The answer to this is not straightforward:-)
We have adjusted to puberty by making meal times more flexible. We don’t eat a regular meal unless he is below 100, going down, with plenty of insulin.
Dinner is an easy adjustment because we aim for 6 or 6:30, and wait the peak out, sometimes till 9 if we need to. Breakfast is harder but he rarely has a peak right when waking up. But if he does we’ll replace his breakfast with something that has no carbs such as the turkey omelet sandwich I showed. For lunch, typically at school, if he has a peak he picks a sandwich at the cafeteria and takes it with him. He eats when he is down: it is part of his 504 plan that he may eat his lunch in class.
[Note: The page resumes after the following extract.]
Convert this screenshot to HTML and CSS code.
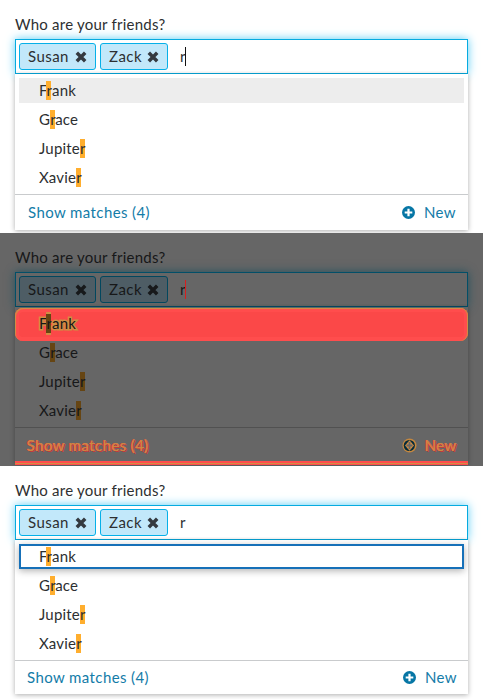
FILE: index.html
```html
<!DOCTYPE html>
<html lang="en"><head><meta charset="utf-8"><title>Friends</title><link rel="stylesheet" href="styles.css"></head>
<body>
<svg class="defs" width="0" height="0"><defs>
<symbol id="x" viewBox="0 0 12 12"><path d="M1.8 1.8 10.2 10.2M10.2 1.8 1.8 10.2" stroke="currentColor" stroke-width="3.5"/></symbol>
<symbol id="plus" viewBox="0 0 13 13"><circle cx="6.5" cy="6.5" r="6.5" fill="currentColor"/><path d="M6.5 2.7v7.6M2.7 6.5h7.6" stroke="#fff" stroke-width="2.2"/></symbol>
<symbol id="plus-diff" viewBox="0 0 15 15"><circle cx="7.5" cy="7.5" r="7" fill="#c4873f"/><circle cx="7.3" cy="7.5" r="5.6" fill="#042b3b"/><path d="M7.500 2.200 12 7.500 7.500 12.800 3 7.500z" fill="#d18d43"/><path d="M7.500 4v7M4.500 7.500h6" stroke="#666" stroke-width="1.800"/></symbol>
</defs></svg>
<section class="panel before">
<div class="label">Who are your friends?</div>
<div class="field"><span class="chip susan"><span>Susan</span><svg><use href="#x"/></svg></span><span class="chip zack"><span>Zack</span><svg><use href="#x"/></svg></span><span class="typed">r</span><i class="caret"></i></div>
<div class="menu"><div class="list"><div class="item active">F<mark>r</mark>ank</div><div class="item">G<mark>r</mark>ace</div><div class="item">Jupite<mark>r</mark></div><div class="item">Xavie<mark>r</mark></div></div>
<div class="footer"><span class="show">Show matches (4)</span><svg><use href="#plus"/></svg><span class="new">New</span></div></div>
</section>
<section class="panel diff">
<div class="label">Who are your friends?</div>
<div class="field"><span class="chip susan"><span>Susan</span><svg><use href="#x"/></svg></span><span class="chip zack"><span>Zack</span><svg><use href="#x"/></svg></span><span class="typed">r</span><i class="caret"></i></div>
<div class="menu"><div class="list"><div class="item active"><span class="halo">F<mark>r</mark>ank</span></div><div class="item">G<mark>r</mark>ace</div><div class="item">Jupite<mark>r</mark></div><div class="item">Xavie<mark>r</mark></div></div>
<div class="footer"><span class="show">Show matches (4)</span><svg><use href="#plus-diff"/></svg><span class="new">New</span></div></div>
</section>
<section class="panel after">
<div class="label">Who are your friends?</div>
<div class="field"><span class="chip susan"><span>Susan</span><svg><use href="#x"/></svg></span><span class="chip zack"><span>Zack</span><svg><use href="#x"/></svg></span><span class="typed">r</span></div>
<div class="menu"><div class="list"><div class="item active">F<mark>r</mark>ank</div><div class="item">G<mark>r</mark>ace</div><div class="item">Jupite<mark>r</mark></div><div class="item">Xavie<mark>r</mark></div></div>
<div class="footer"><span class="show">Show matches (4)</span><svg><use href="#plus"/></svg><span class="new">New</span></div></div>
</section>
</body></html>
```
FILE: styles.css
```css
*{box-sizing:border-box}
body{margin:0;background:#fff;font:15px/19px Lato,sans-serif;color:#2d2f31;letter-spacing:.3px;width:483px;height:699px;overflow:hidden}
.defs{display:block;height:0}
.panel{height:233px;padding:15px 15px 0;overflow:hidden;background:#fff}
.label{height:24px;line-height:19px;letter-spacing:.23px;white-space:nowrap}
.field{width:453px;height:35px;border:1px solid #06abe0;display:flex;padding:3px;box-shadow:0 0 9px #5bcdf5;background:#fff}
.chip{height:27px;border:1px solid #06b0e8;border-radius:3px;background:#c2e8fa;display:flex;align-items:center;justify-content:space-between;padding:0 8px;margin-right:4px;letter-spacing:.45px}
.chip svg{width:12px;height:12px;color:#343a40}
.susan{width:77px}
.zack{width:68px}
.typed{margin-left:8px;line-height:27px;width:5px}
.caret{width:1px;height:19px;background:#111;margin-top:4px}
.menu{width:453px;height:156px;background:#fff;box-shadow:0 1px 5px rgba(0,0,0,.32);clip-path:inset(-3px -10px -10px -10px)}
.list{height:121px;padding:4px;border-bottom:1px solid #c9cbcd}
.item{height:25px;margin-bottom:4px;padding:3px 20px;line-height:19px;letter-spacing:.2px}
.active{background:#ededed}
mark{background:#ffae2e;color:inherit;display:inline-block;width:5px;height:19px;letter-spacing:0}
.active mark{margin-left:-1.3px;margin-right:.7px}
.footer{height:35px;display:flex;align-items:center;padding:0 13px;color:#147ca8}
.show{flex:1;letter-spacing:.4px}
.footer svg{width:13px;height:13px;margin-right:9px;color:#0676a5}
.new{width:31px}
.after .menu{height:154px}
.after .footer{height:33px;padding:0 12px}
.after .active{background:#fff;border:2px solid #1670b8;padding:1px 18px;box-shadow:0 2px 7px rgba(0,0,0,.3)}
.diff{background:#666;color:#171819}
.diff .field{background:#666;border-color:#024f68;box-shadow:0 0 9px #24525f}
.diff .chip{background:#4e5d65;border-color:#02475e}
.diff .chip svg{color:#17191b}
.diff .caret{background:#d71f1f}
.diff .menu{background:#666}
.diff .list{border-color:#515151;padding-top:1px}
.diff .active{height:33px;margin:0 -4px -1px;padding:6px 24px;background:#fb4848;border-radius:8px;box-shadow:inset 1px 1px #d18d43,inset -1px 0 #d18d43,inset 0 0 0 4px #ff4d4d}
.diff mark{background:#664513}
.halo{display:inline-block;height:19px;-webkit-text-stroke:3px #d18d43;paint-order:stroke fill}
.halo mark{-webkit-text-stroke:0;box-shadow:0 -2px #d18d43,0 2px #d18d43}
.diff .footer{padding:2px 12px 4px;color:#c88b42;background:linear-gradient(#ff4d4d 0 2px,#d18d43 2px 3px,#ff4d4d 3px) 0 32px/100% 4px no-repeat;height:37px;background-position:0 33px}
.diff .show,.diff .new{text-shadow:-1px 0 #fb4848,1px 1px #c03c3c}
.diff .footer svg{width:15px;height:15px;margin-right:8px}
```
However, it does happen that he hits a really hard peak that we can’t get down fast enough for him. If he is really starving, we’ll have a meal with proteins, vegetables and nothing else: total carbs will be between 3 and 6 roughly. Vegetables typically have low GI, so we don’t see this type of meal show up on his BG track. It is easy for us to do because we have lots of veggies at every meal. It takes 7 minutes to steam broccoli in the microwave, for instance, then we add a bit of salt and olive oil, make a tomato and cucumber salad, a big chunk of protein (roast chicken is one of his faves), and we are done. A meal like this would likely be 5 carbs and 450 calories (we don’t skimp on the olive oil).
Then, once he is in range, we might add some carbs later, or not. When he misses a “real” meal, we typically give him a treat for desert later such as ice cream to make it up.
However, we never have a carb meal over 100. It is an understanding so we don’t need any enforcement – just the way we do things.